--- Information shown ---

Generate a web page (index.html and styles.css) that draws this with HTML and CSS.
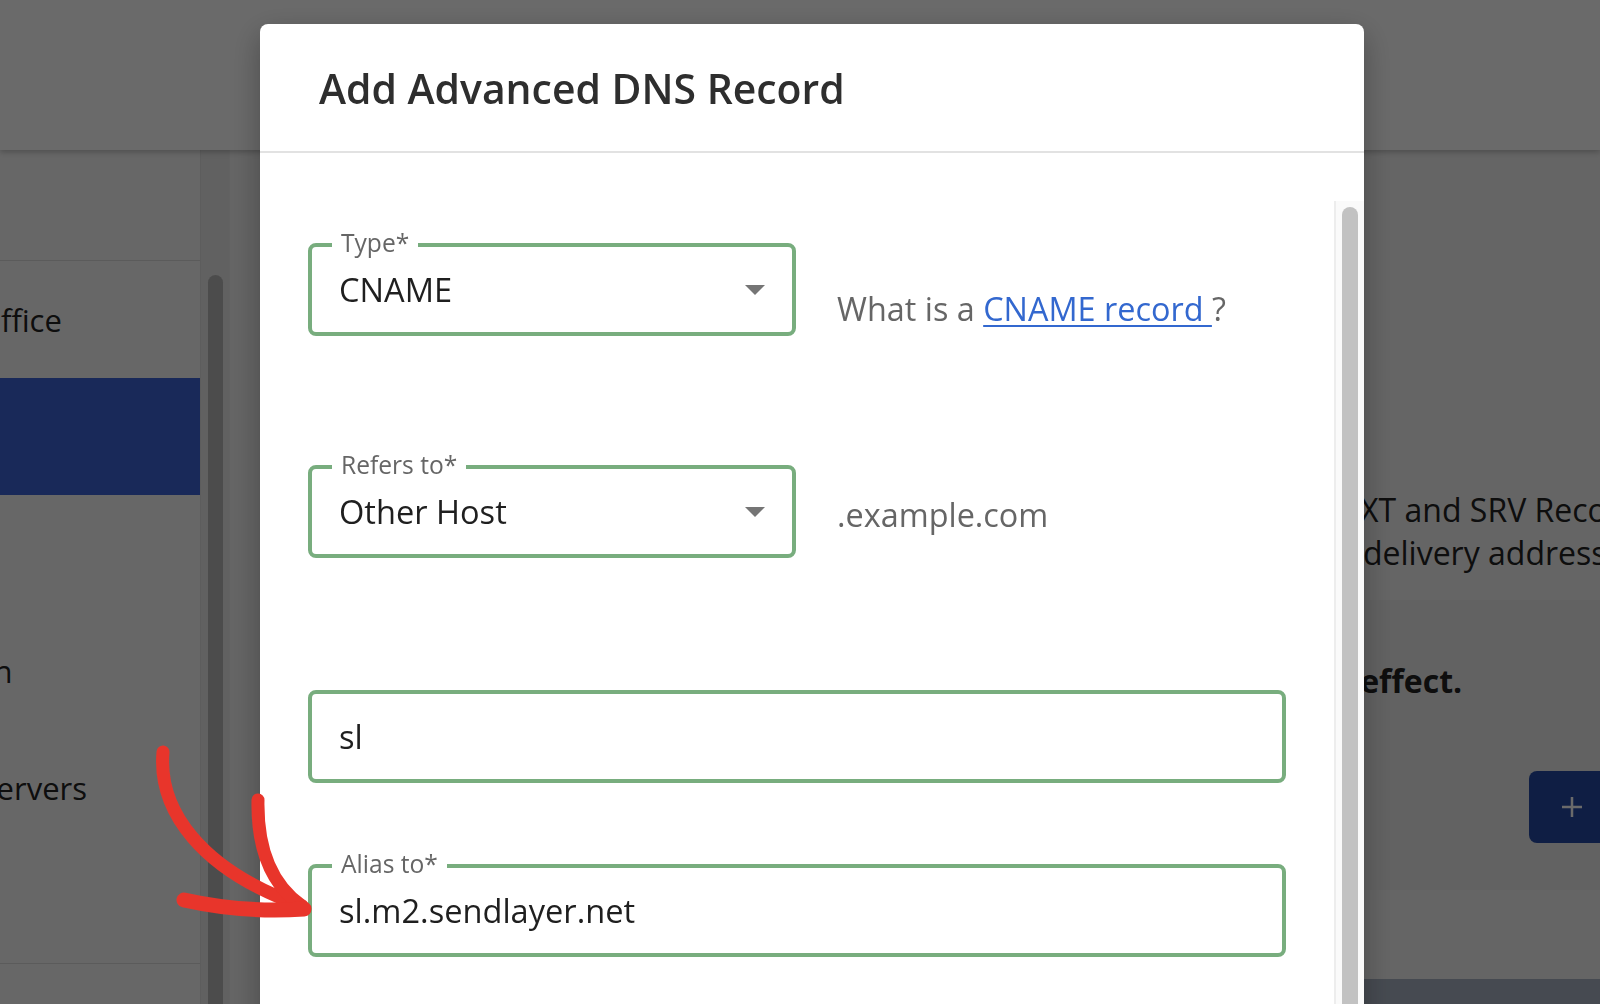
FILE: index.html
```html
<!DOCTYPE html>
<html lang="en">
  <head>
    <meta charset="UTF-8" />
    <meta name="viewport" content="width=device-width, initial-scale=1.0" />
    <title>Advanced DNS</title>
    <link rel="stylesheet" href="styles.css">
  </head>
  <body>
    <!-- Page behind the dialog -->
    <div class="app">
      <header class="topbar"></header>

      <div class="layout">
        <aside class="sidebar">
          <nav class="side-nav">
            <div class="side-head"></div>
            <a class="side-item" href="#">Microsoft Office</a>
            <a class="side-item active" href="#">DNS</a>
            <a class="side-item" href="#">Email</a>
            <a class="side-item" href="#">Subscription</a>
            <a class="side-item" href="#">Edit Nameservers</a>
            <a class="side-item" href="#">Transfer</a>
            <div class="side-foot"></div>
          </nav>
          <div class="side-scroll">
            <div class="side-thumb"></div>
          </div>
        </aside>

        <main class="main">
          <p class="intro">
            Use Advanced DNS to add or edit A, AAAA, CNAME, MX, TXT and SRV Records for this domain.<br>
            These entries define where your website points and fix a delivery address for your mail.
          </p>

          <div class="card">
            <p class="notice">Please note: changes can take up to 24 hours to take effect.</p>
            <div class="actions">
              <button class="add-btn">
                <svg width="22" height="22" viewBox="0 0 22 22">
                  <path d="M11 1v20M1 11h20" stroke="currentColor" stroke-width="2.5" />
                </svg>
                Add Record
              </button>
            </div>
          </div>

          <div class="table-head"></div>
        </main>
      </div>
    </div>

    <div class="backdrop"></div>

    <!-- Add record dialog -->
    <div class="modal">
      <div class="modal-header">
        <h2>Add Advanced DNS Record</h2>
      </div>

      <div class="modal-body">
        <form class="form">
          <div class="row">
            <div class="field select">
              <span class="field-label">Type*</span>
              <span class="value">CNAME</span>
              <svg class="caret" width="20" height="10" viewBox="0 0 20 10">
                <path d="M0 0h20L10 10z" fill="currentColor" />
              </svg>
            </div>
            <p class="note first">What is a <a href="#">CNAME record </a>?</p>
          </div>

          <div class="row">
            <div class="field select">
              <span class="field-label">Refers to*</span>
              <span class="value">Other Host</span>
              <svg class="caret" width="20" height="10" viewBox="0 0 20 10">
                <path d="M0 0h20L10 10z" fill="currentColor" />
              </svg>
            </div>
            <p class="note">.example.com</p>
          </div>

          <div class="row tight">
            <div class="field wide">
              <span class="value">sl</span>
            </div>
          </div>

          <div class="row">
            <div class="field wide">
              <span class="field-label">Alias to*</span>
              <span class="value">sl.m2.sendlayer.net</span>
            </div>
          </div>
        </form>

        <div class="rail">
          <div class="thumb"></div>
        </div>
      </div>
    </div>

    <!-- Hand-drawn arrow pointing at the Alias field -->
    <svg class="annotation" width="1600" height="1004" viewBox="0 0 1600 1004">
      <g fill="none" stroke="#e8352b" stroke-linecap="round">
        <path d="M163 752C158 810 200 870 302 906" stroke-width="13" />
        <path d="M258 800C257 850 272 885 302 906" stroke-width="13" />
        <path d="M184 900C220 908 260 912 304 909" stroke-width="15" />
      </g>
    </svg>
  </body>
</html>
```

FILE: styles.css
```css
/* Global Styles */
* {
  margin: 0;
  padding: 0;
  box-sizing: border-box;
}

body {
  font-family: "Open Sans", "Noto Sans", sans-serif;
  background: #f3f3f3;
  color: #222;
  overflow: hidden;
  height: 100vh;
}

/* Page Behind */
.app {
  height: 100vh;
  display: flex;
  flex-direction: column;
}

.topbar {
  height: 150px;
  flex-shrink: 0;
  background: #fff;
  box-shadow: 0 2px 6px rgba(0, 0, 0, 0.25);
  position: relative;
  z-index: 1;
}

.layout {
  flex: 1;
  display: flex;
}

.sidebar {
  width: 230px;
  flex-shrink: 0;
  display: flex;
  overflow: hidden;
}

.side-nav {
  width: 200px;
  background: #f8f8f8;
  display: flex;
  flex-direction: column;
  overflow: hidden;
}

.side-head {
  height: 111px;
  flex-shrink: 0;
  border-bottom: 1px solid #dcdcdc;
}

/* labels start off to the left, only their tails show */
.side-item {
  height: 117px;
  flex-shrink: 0;
  display: flex;
  align-items: center;
  margin-left: -168px;
  width: 368px;
  font-size: 31px;
  color: #222;
  text-decoration: none;
  white-space: nowrap;
}

.side-item.active {
  background: #3e64d6;
  color: #fff;
}

.side-foot {
  border-top: 1px solid #dcdcdc;
  flex: 1;
}

.side-scroll {
  width: 30px;
  background: #e9e9e9;
  border-left: 1px solid #e0e0e0;
  border-right: 1px solid #ececec;
  padding: 125px 6px 0 7px;
}

.side-thumb {
  height: 900px;
  background: #b8b8b8;
  border-radius: 8px;
}

.main {
  flex: 1;
  padding-left: 32px;
  white-space: nowrap;
  overflow: hidden;
}

.intro {
  margin-top: 338px;
  padding-left: 252px;
  font-size: 32px;
  line-height: 43px;
}

.card {
  margin-top: 26px;
  padding: 59px 0 47px 252px;
  background: #ececec;
}

.notice {
  font-size: 32px;
  line-height: 43px;
  font-weight: bold;
}

.actions {
  margin-top: 69px;
  padding-left: 1015px;
}

.add-btn {
  height: 72px;
  padding: 0 32px;
  display: inline-flex;
  align-items: center;
  gap: 28px;
  background: #244aa4;
  color: #fff;
  border: none;
  border-radius: 8px;
  font-family: inherit;
  font-size: 32px;
}

.table-head {
  margin-top: 89px;
  height: 60px;
  background: #a9b3c3;
}

/* Dialog */
.backdrop {
  position: fixed;
  inset: 0;
  z-index: 10;
  background: rgba(0, 0, 0, 0.585);
}

.modal {
  position: fixed;
  top: 24px;
  left: 260px;
  z-index: 11;
  width: 1104px;
  height: 1100px;
  background: #fff;
  border-radius: 8px 8px 0 0;
  box-shadow: 0 10px 30px rgba(0, 0, 0, 0.3);
  display: flex;
  flex-direction: column;
}

.modal-header {
  height: 129px;
  padding: 0 59px;
  display: flex;
  align-items: center;
  border-bottom: 2px solid #e2e2e2;
}

.modal-header h2 {
  font-size: 40.9px;
  font-weight: 600;
  color: #2e2e2e;
}

.modal-body {
  flex: 1;
  display: flex;
  padding: 48px 0 0 48px;
}

.form {
  flex: 1;
  padding: 42px 48px 0 0;
}

.row {
  display: flex;
  align-items: flex-start;
  margin-bottom: 129px;
}

.row:nth-child(2) {
  margin-bottom: 132px;
}

.row.tight {
  margin-bottom: 81px;
}

/* Outlined text field */
.field {
  position: relative;
  width: 488px;
  height: 93px;
  border: 4px solid #78ad7e;
  border-radius: 8px;
  display: flex;
  align-items: center;
  padding: 0 27px;
  font-size: 32.6px;
  color: #1f1f1f;
}

.field.wide {
  width: 100%;
}

.field-label {
  position: absolute;
  top: -16px;
  left: 20px;
  padding: 0 9px;
  background: #fff;
  font-size: 24.6px;
  line-height: 24px;
  color: #666;
}

.caret {
  margin-left: auto;
  color: #757575;
}

.note {
  margin-left: 41px;
  margin-top: 25px;
  font-size: 32.4px;
  line-height: 48px;
  color: #666;
  white-space: nowrap;
}

.note.first {
  margin-top: 41px;
}

.note a {
  color: #3368cf;
  text-decoration-thickness: 2px;
  text-underline-offset: 4px;
}

/* Scroll rail */
.rail {
  width: 30px;
  background: #fafafa;
  border-left: 2px solid #ededed;
  padding: 6px 6px 0 6px;
}

.thumb {
  height: 900px;
  background: #c2c2c2;
  border-radius: 8px;
}

/* Annotation */
.annotation {
  position: fixed;
  top: 0;
  left: 0;
  z-index: 12;
  pointer-events: none;
}
```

---

Work to be completed:
Write only the number of lines in the data above that include "index".

Answer for the task:
6